The Biden administration is standing down on a campaign promise to create a White House-led commission and instead moving forward with its efforts toward passing police reform through legislative channels.

Posted Updated

By
Betsy Klein
, CNN
CNN — The Biden administration is standing down on a campaign promise to create a White House-led commission and instead moving forward with its efforts toward passing police reform through legislative channels.

"Based on close, respectful consultation with partners in the civil rights community, the administration made the considered judgment that a police commission, at this time, would not be the most effective way to deliver on our top priority in this area, which is to sign the George Floyd Justice in Policing Act into law," Domestic Policy Council director Susan Rice said in a statement.

Politico was first to report on the decision.

Rice's statement comes in the wake of another Black man being shot by police in the US. Daunte Wright was killed by police following a traffic stop Sunday.

In the days after Floyd's death last year, then-candidate Joe Biden said that he was committed to "creating a national police oversight commission." He also called on Congress to enact "real police reform."

But once in office, the White House's attention shifted to legislative measures rather than the creation of another commission.

"We are focused on working with members, with advocates on many sides of this debate on how to move things forward, and we feel the George Floyd Justice in Policing Act is the most constructive, effective, impactful way to do that," press secretary Jen Psaki told reporters last week.

The George Floyd Act passed the House of Representatives last month. Supporters of the bill say it would improve law enforcement accountability and work to root out racial bias in policing. The bill faces an uphill climb in the 50-50 Senate, where it is unclear if it has enough Republican votes to pass.

CNN previously reported that the legislation would set up a national registry of police misconduct to stop officers from evading consequences for their actions by moving to another jurisdiction.
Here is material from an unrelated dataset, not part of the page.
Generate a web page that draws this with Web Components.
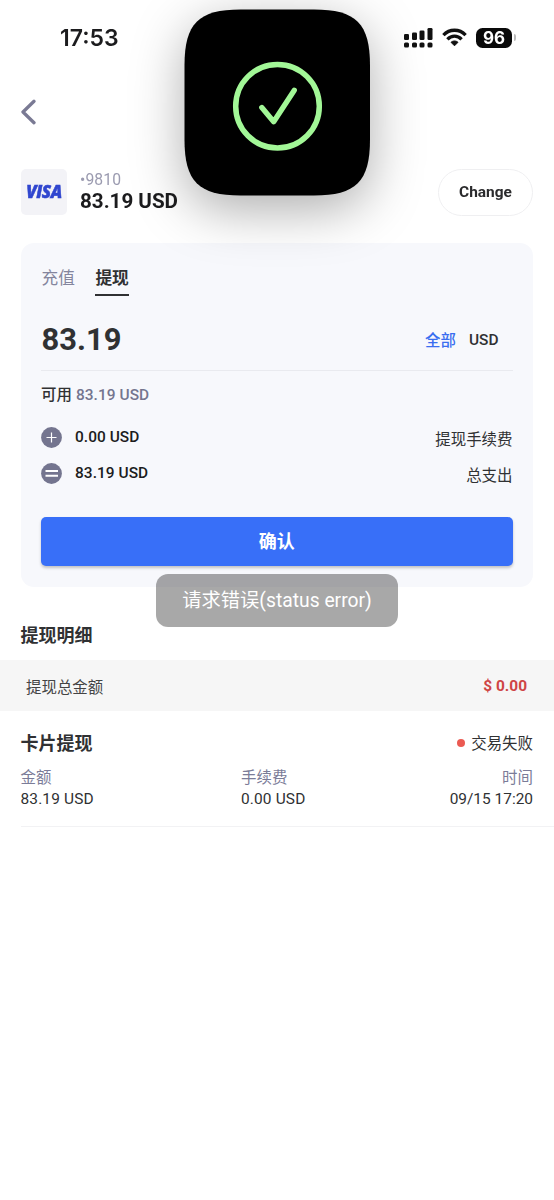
<!DOCTYPE html>
<html lang="zh-CN">
<head>
<meta charset="utf-8">
<title>提现</title>
<style>
html{background:#fff}
body{margin:0;width:554px;height:1200px;overflow:hidden;position:relative;font-family:Roboto,"Noto Sans CJK SC",sans-serif;font-size:15.45px;color:#303133}
</style>
</head>
<body>
<withdraw-page></withdraw-page>
<script>
const define = (name, html) => {
  const t = document.createElement('template');
  t.innerHTML = html;
  customElements.define(name, class extends HTMLElement {
    constructor() {
      super();
      this.attachShadow({ mode: 'open' }).appendChild(t.content.cloneNode(true));
    }
  });
};

define('status-bar', `
<style>
:host{display:flex;justify-content:space-between;align-items:center;height:74px;box-sizing:border-box;padding:1px 38px 0 60px;font:600 23px Inter,sans-serif;color:#1c1c1e;filter:blur(.7px)}
.icons{display:flex;align-items:center}
svg{display:block}
.bat{display:flex;align-items:center;justify-content:center;width:36px;height:20px;border-radius:6.5px;background:#0a0a0a;color:#fff;font:700 17px/20px Inter,sans-serif;margin-left:9px}
.cap{width:2.5px;height:7px;border-radius:0 3px 3px 0;background:#bbb;margin-left:1.5px}
</style>
<span>17:53</span>
<div class="icons">
<svg width="30" height="22" viewBox="0 0 30 22" fill="#111"><rect x="1" y="7" width="5" height="6" rx="1.3"/><rect x="9" y="5.500" width="5" height="7.500" rx="1.3"/><rect x="16.500" y="3.500" width="5" height="9.500" rx="1.300"/><rect x="24.500" y="1" width="5" height="12" rx="1.3"/><rect x="1" y="15.500" width="5" height="5" rx="1.5"/><rect x="9" y="15.500" width="5" height="5" rx="1.5"/><rect x="16.500" y="15.500" width="5" height="5" rx="1.5"/><rect x="24.500" y="15.500" width="5" height="5" rx="1.5"/></svg>
<svg style="margin-left:9px" width="25" height="19" viewBox="0 0 25 19" fill="none" stroke="#111" stroke-width="3.300"><path d="M1.400 7.200C7.500.6 17.500.6 23.600 7.200M5.400 11.300c4-4.200 10.200-4.200 14.200 0"/><path d="M12.500 17.800 9 14.300c2-1.800 5-1.800 7 0z" fill="#111" stroke-width="1"/></svg>
<div class="bat"><span>96</span></div><i class="cap"></i>
</div>`);

define('nav-back', `
<style>:host{display:flex;align-items:center;height:76px;padding-left:20px;filter:blur(.6px)}svg{display:block}</style>
<svg width="17" height="26" viewBox="0 0 17 26" fill="none" stroke="#7a7a94" stroke-width="3.300" stroke-linecap="round" stroke-linejoin="round"><path d="M14 2.300 3 13l11 10.700"/></svg>`);

define('account-row', `
<style>
:host{display:flex;align-items:center;margin-top:19px;height:46px;padding:0 21px;filter:blur(.6px)}
.logo{width:46px;height:46px;border-radius:5px;background:#f3f3f7;display:flex;align-items:center;justify-content:center;color:#3046cf;font:italic 800 17px/46px "Open Sans",sans-serif;letter-spacing:-.5px;-webkit-text-stroke:.5px #3046cf}
.info{margin-left:13px;flex:1;margin-top:-2px}
.num{font-size:15.7px;line-height:20px;color:#9b9bb0;letter-spacing:.1px}
.bal{font-size:20.6px;font-weight:700;line-height:22px;color:#1c1c1e}
.btn{box-sizing:border-box;width:95px;height:47px;border:1.500px solid #efeff1;border-radius:24px;text-align:center;font-weight:700;font-size:15.45px;line-height:44px;color:#2a2a2c}
</style>
<div class="logo"><span>VISA</span></div>
<div class="info"><div class="num">•9810</div><div class="bal">83.19 USD</div></div>
<div class="btn"><slot></slot></div>`);

define('tab-item', `
<style>:host{display:block;font-size:16.7px;line-height:28px;height:39px;color:#84859d;box-sizing:border-box;padding-top:5.600px}
:host([active]){color:#303133;font-weight:700;border-bottom:2.500px solid #303133;height:34px;padding-top:2.600px;margin-top:3px}</style><slot></slot>`);

define('fee-row', `
<style>:host{display:flex;align-items:center;height:36px}
svg{display:block;margin-right:13px}
.v{font-weight:500;color:#1c1c20;flex:1;letter-spacing:.05px}
.v,.l{display:block}
.v{padding-bottom:1px}
.eq{display:none}:host([kind=eq]) .eq{display:inline}:host([kind=eq]) .pl{display:none}</style>
<svg width="21" height="21" viewBox="0 0 21 21"><circle cx="10.500" cy="10.500" r="10.400" fill="#74758f"/><path class="pl" d="M5.500 10.500h10M10.500 5.500v10" stroke="#fff" stroke-width="1.200"/><path class="eq" d="M4.500 8h12.500M4.500 12.800h12.500" stroke="#fff" stroke-width="2"/></svg>
<span class="v"><slot name="value"></slot></span><span class="l"><slot></slot></span>`);

define('withdraw-card', `
<style>
:host{display:block;box-sizing:border-box;margin:28.400px 21px 0;height:343.600px;border-radius:13px;background:#f7f8fc;padding:16px 20.500px 0 20px}
.tabs{display:flex;gap:20.500px;height:39px;padding-left:.5px}
.amt{display:flex;align-items:center;height:71.600px;border-bottom:1px solid #e9eaef}
.n{font-size:30.9px;font-weight:700;flex:1;padding:11px 0 0 .5px}
.all{color:#3a6ef0;font-weight:500;margin-right:13px;padding-top:10.500px}
.u{font-weight:500;margin-right:14px;padding-top:12px}
.av{height:48px;line-height:48.600px;font-weight:500;letter-spacing:.06px}
.av b{font-weight:500;color:#74758f}
fee-row:first-of-type{margin-top:.8px}
.go{margin-top:25.600px;height:49px;border-radius:5px;background:#386ff8;box-shadow:0 2px 3px rgba(0,0,0,.22);color:#fff;font-size:18px;font-weight:700;line-height:50px;text-align:center}
</style>
<div class="tabs"><tab-item>充值</tab-item><tab-item active>提现</tab-item></div>
<div class="amt"><span class="n">83.19</span><span class="all">全部</span><span class="u">USD</span></div>
<div class="av">可用 <b>83.19 USD</b></div>
<fee-row><span slot="value">0.00 USD</span>提现手续费</fee-row>
<fee-row kind="eq"><span slot="value">83.19 USD</span>总支出</fee-row>
<div class="go">确认</div>`);

define('total-band', `
<style>:host{display:flex;justify-content:space-between;align-items:center;height:51px;padding:0 27px 0 26px;background:#f6f6f6}
b{font-weight:700;color:#cf4545;font-size:15.45px;padding-top:1.500px}span{color:#444;padding-top:1px}</style>
<span><slot></slot></span><b><slot name="total"></slot></b>`);

define('record-item', `
<style>
:host{display:block;margin-left:20.500px;padding:17px 21px 0 0;height:98.500px;border-bottom:1.500px solid #f2f2f4}
.h{display:flex;justify-content:space-between;align-items:center;height:28px}
.t{font-size:18px;font-weight:700;color:#303133}
.s{display:flex;align-items:center;gap:6.500px}
.s i{width:8px;height:8px;margin-top:2px;border-radius:50%;background:#eb5a52}
.g{display:grid;grid-template-columns:220.500px 1fr auto;line-height:22px;margin-top:10.600px}
.k{color:#7b7c98}.r{text-align:right}.m{letter-spacing:.15px}
.g span:nth-child(n+4){margin-top:-.8px}
</style>
<div class="h"><span class="t">卡片提现</span><span class="s"><i></i><span>交易失败</span></span></div>
<div class="g"><span class="k">金额</span><span class="k">手续费</span><span class="k r">时间</span><span class="m">83.19 USD</span><span class="m">0.00 USD</span><span class="r">09/15 17:20</span></div>`);

define('success-island', `
<style>:host{position:absolute;left:184px;top:9px;width:187px;height:187px;filter:drop-shadow(0 14px 26px rgba(0,0,0,.32))}svg{display:block;overflow:visible}</style>
<svg width="187" height="187" viewBox="-.5 -.5 187 187" fill="none"><path d="M0 56C0 14 14 0 56 0H129.500C171.500 0 185.500 14 185.500 56V130C185.500 172 171.500 186 129.500 186H56C14 186 0 172 0 130Z" fill="#000"/><circle cx="93" cy="96.700" r="41.800" stroke="#a2f797" stroke-width="5.500"/><path d="M77.300 98 89.200 112.300 109.800 80.700" stroke="#a2f797" stroke-width="5.300" stroke-linecap="round" stroke-linejoin="round"/></svg>`);

define('toast-message', `
<style>:host{position:absolute;left:156px;top:574px;width:242px;height:52.500px;border-radius:12px;background:rgba(0,0,0,.34);color:#fff;font-size:19.3px;line-height:54px;text-align:center;white-space:nowrap}</style><slot></slot>`);

define('withdraw-page', `
<style>
:host{display:block;height:1200px}
h2{margin:0;height:73px;padding-left:20.500px;font-size:18px;font-weight:700;line-height:98px;color:#303133}
</style>
<status-bar></status-bar>
<nav-back></nav-back>
<account-row>Change</account-row>
<withdraw-card></withdraw-card>
<h2>提现明细</h2>
<total-band>提现总金额<span slot="total">$ 0.00</span></total-band>
<record-item></record-item>
<success-island></success-island>
<toast-message>请求错误(status error)</toast-message>`);
</script>
</body>
</html>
It would ban racial and religious profiling by law enforcement at the federal, state and local levels, and it would overhaul qualified immunity, a legal doctrine that critics say shields law enforcement from accountability.

According to a fact sheet on the legislation, the measure would allow "individuals to recover damages in civil court when law enforcement officers violate their constitutional rights by eliminating qualified immunity for law enforcement." The fact sheet also states that the legislation would "save lives by banning chokeholds and no-knock warrants" and would mandate "deadly force be used only as a last resort."